CPAP machines vary more than people realize in how much power they pull. The pressure setting matters, the humidifier matters more, and whether you have a heated hose matters most. My ResMed AirSense 11 at pressure 10, with the humidifier set to level 4 and the heated hose enabled, draws about 48 to 55 watts while running. Over an 8-hour night, that comes to roughly 400 watt-hours. Turn the humidifier off completely and that number drops to around 18 to 22 watts, or about 160Wh for the night. That is a two-and-a-half times difference in energy use, and it is the reason some people burn through a power station in two nights while others stretch it to five.

Older CPAP models (especially travel CPAPs like the AirMini or Z2) draw even less. If you run one of those at a low pressure setting with no humidifier, you can expect somewhere in the 30 to 80Wh range per night. For most people though, the safe planning number is 350 to 450Wh per night if you keep the humidifier on, and 150 to 180Wh per night if you turn it off. Write that number down before you move on. It is what you will use to pick the right power station and calculate how many nights you can go before you need to recharge.
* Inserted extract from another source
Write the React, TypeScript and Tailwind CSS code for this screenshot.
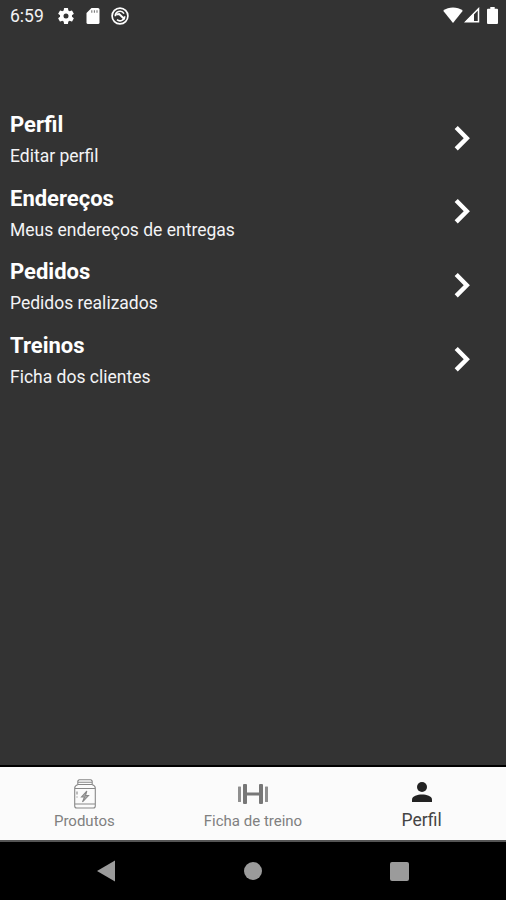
import React from 'react';

const menuItems = [
  { title: 'Perfil', description: 'Editar perfil' },
  { title: 'Endereços', description: 'Meus endereços de entregas' },
  { title: 'Pedidos', description: 'Pedidos realizados' },
  { title: 'Treinos', description: 'Ficha dos clientes' },
];

const StatusBar: React.FC = () => (
  <header className="h-8 flex items-center justify-between pl-2.5 pr-2 text-white">
    <div className="flex items-center">
      <span className="w-[46px] text-[17.5px] leading-8 text-gray-100">6:59</span>
      <svg className="w-5 h-5" viewBox="0 0 24 24" fill="currentColor">
        <path d="M19.14 12.94c.04-.3.06-.61.06-.94 0-.32-.02-.64-.07-.94l2.03-1.58a.49.49 0 0 0 .12-.61l-1.92-3.32a.49.49 0 0 0-.59-.22l-2.39.96c-.5-.38-1.03-.7-1.62-.94l-.36-2.54a.48.48 0 0 0-.48-.41h-3.84a.48.48 0 0 0-.47.41l-.36 2.54c-.59.24-1.13.57-1.62.94l-2.39-.96a.48.48 0 0 0-.59.22L2.74 8.87a.48.48 0 0 0 .12.61l2.03 1.58c-.05.3-.09.63-.09.94s.02.64.07.94l-2.03 1.58a.49.49 0 0 0-.12.61l1.92 3.32c.12.22.37.29.59.22l2.39-.96c.5.38 1.03.7 1.62.94l.36 2.54c.05.24.24.41.48.41h3.84c.24 0 .44-.17.47-.41l.36-2.54c.59-.24 1.13-.56 1.62-.94l2.39.96c.22.08.47 0 .59-.22l1.92-3.32a.48.48 0 0 0-.12-.61l-2.01-1.58zM12 15a3 3 0 1 1 0-6 3 3 0 0 1 0 6z" />
      </svg>
      <svg className="w-[14px] h-4 ml-[10px]" viewBox="0 0 14 16" fill="currentColor">
        <path d="M5.5 0H12a1.5 1.5 0 0 1 1.5 1.5v13A1.5 1.5 0 0 1 12 16H2a1.5 1.5 0 0 1-1.5-1.5V5z" />
        <path d="M5.8 2.3v2.4M8.4 2.3v2.4M11 2.3v2.4" stroke="#777" strokeWidth="1.1" />
      </svg>
      <svg className="w-[18px] h-[18px] ml-[11px]" viewBox="0 0 18 18" fill="none" stroke="currentColor">
        <circle cx="9" cy="9" r="7.9" strokeWidth="1.7" />
        <path d="M4.3 9.2A4.7 4.7 0 0 1 13 6.6M13.7 9.2A4.7 4.7 0 0 1 6 12.7" strokeWidth="1.6" />
        <path d="M5.2 7.6l3-.5 5.4 5.2" strokeWidth="2" />
      </svg>
    </div>
    <div className="flex items-center pb-0.5">
      <svg className="w-5 h-4" viewBox="0 0 20 16" fill="currentColor">
        <path d="M10 16L.2 3.8C3 1.6 6.4.5 10 .5s7 1.1 9.8 3.3z" />
      </svg>
      <svg className="w-4 h-4 ml-px" viewBox="0 0 16 16">
        <path d="M14.5 1.8v13H1.8z" fill="none" stroke="currentColor" strokeWidth="1.5" />
        <path d="M10 6v9H1z" fill="currentColor" />
      </svg>
      <svg className="w-[11px] h-[17px] ml-[7px]" viewBox="0 0 11 17" fill="currentColor">
        <path d="M3.3 0h4.4v1.7H10a1 1 0 0 1 1 1V16a1 1 0 0 1-1 1H1a1 1 0 0 1-1-1V2.7a1 1 0 0 1 1-1h2.3z" />
      </svg>
    </div>
  </header>
);

const MenuRow = ({ title, description }: { title: string; description: string }) => (
  <button className="w-full h-[73.6px] flex items-center justify-between pl-[10px] pr-[35px] text-left">
    <div className="pt-1.5">
      <h2 className="text-[22px] leading-8 font-bold text-white">{title}</h2>
      <p className="text-[17.5px] leading-[31px] text-gray-100">{description}</p>
    </div>
    <svg className="w-[18px] h-7 text-white" viewBox="0 0 18 28" fill="none" stroke="currentColor">
      <path d="M3.2 3.5L13.8 14.2L3.2 24.9" strokeWidth="4.4" />
    </svg>
  </button>
);

const JarIcon: React.FC = () => (
  <svg className="w-6 h-[30px]" viewBox="0 0 24 30" fill="none" stroke="#888" strokeWidth="1.1">
    <path d="M6 .8h12l1.2 1.2v3.5H4.8V2zM5 3.2h14M5 5.5C3 6.2 1.7 7.3 1.7 9v18c0 1.3.7 2 2 2h16.6c1.3 0 2-.7 2-2V9c0-1.7-1.3-2.8-3.3-3.5M1.7 9.5h20.6M1.7 25h20.6M4 12.5v3M4 17.5v1" />
    <path d="M13.8 12l-5.3 6h3l-2 5 6-6.5h-3z" fill="#aaa" />
  </svg>
);

const DumbbellIcon: React.FC = () => (
  <svg className="w-[30px] h-5" viewBox="0 0 30 20" fill="#777">
    <rect x="0" y="2.5" width="3" height="15.5" rx=".5" fill="#8f8f8f" />
    <rect x="5" y="0" width="4" height="20" rx="1" />
    <rect x="9" y="8.5" width="12" height="3" />
    <rect x="21" y="0" width="4" height="20" rx="1" />
    <rect x="27" y="2.5" width="3" height="15.5" rx=".5" fill="#8f8f8f" />
  </svg>
);

const PersonIcon: React.FC = () => (
  <svg className="w-5 h-5" viewBox="0 0 20 20" fill="#222">
    <circle cx="10" cy="5" r="5" />
    <path d="M0 20v-2.5c0-3.3 5.5-5 10-5s10 1.7 10 5V20z" />
  </svg>
);

const TabBar: React.FC = () => (
  <nav className="h-[77px] grid grid-cols-3 bg-[#fbfbfb] border-t-2 border-b-2 border-t-black border-b-[#555] text-[#808080]">
    <div className="flex flex-col items-center">
      <div className="h-11 pt-3 pl-px"><JarIcon /></div>
      <span className="text-[15px] leading-5">Produtos</span>
    </div>
    <div className="flex flex-col items-center">
      <div className="h-11 pt-[17px]"><DumbbellIcon /></div>
      <span className="text-[15px] leading-5">Ficha de treino</span>
    </div>
    <div className="flex flex-col items-center text-[#444]">
      <div className="h-[43px] pt-[15px]"><PersonIcon /></div>
      <span className="text-[17.5px] leading-5">Perfil</span>
    </div>
  </nav>
);

const App: React.FC = () => (
  <div className="w-full h-screen flex flex-col overflow-hidden bg-[#333333] font-['Roboto',sans-serif]">
    <StatusBar />
    <main className="flex-1 pt-[69px]">
      {menuItems.map((item) => (
        <MenuRow key={item.title} {...item} />
      ))}
    </main>
    <TabBar />
    <footer className="h-[58px] grid grid-cols-3 bg-black">
      <div className="flex justify-center pt-[18px] pl-[43px]">
        <svg className="w-[18px] h-[22px]" viewBox="0 0 18 22" fill="#9b9b9b">
          <path d="M18 .5v21L0 11z" />
        </svg>
      </div>
      <div className="flex justify-center pt-5 pl-px">
        <div className="w-[18px] h-[18px] rounded-full bg-[#9b9b9b]" />
      </div>
      <div className="flex justify-center pt-5 pr-[45px]">
        <div className="w-[19px] h-[19px] rounded-[2px] bg-[#9b9b9b]" />
      </div>
    </footer>
  </div>
);

export default App;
Step 1: Find Your CPAP's Actual Watt Draw

The most accurate way to do this is with a kill-a-watt meter or any plug-in power monitor. Plug the meter between the wall and your CPAP adapter, set your pressure as you normally would, turn the humidifier to your normal setting, and let it run for 30 minutes. Read the watt display. That number is your continuous draw. Multiply by the hours you typically sleep to get your nightly watt-hour usage. A $15 power monitor from the hardware store will tell you exactly what you are dealing with, which is worth far more than guessing.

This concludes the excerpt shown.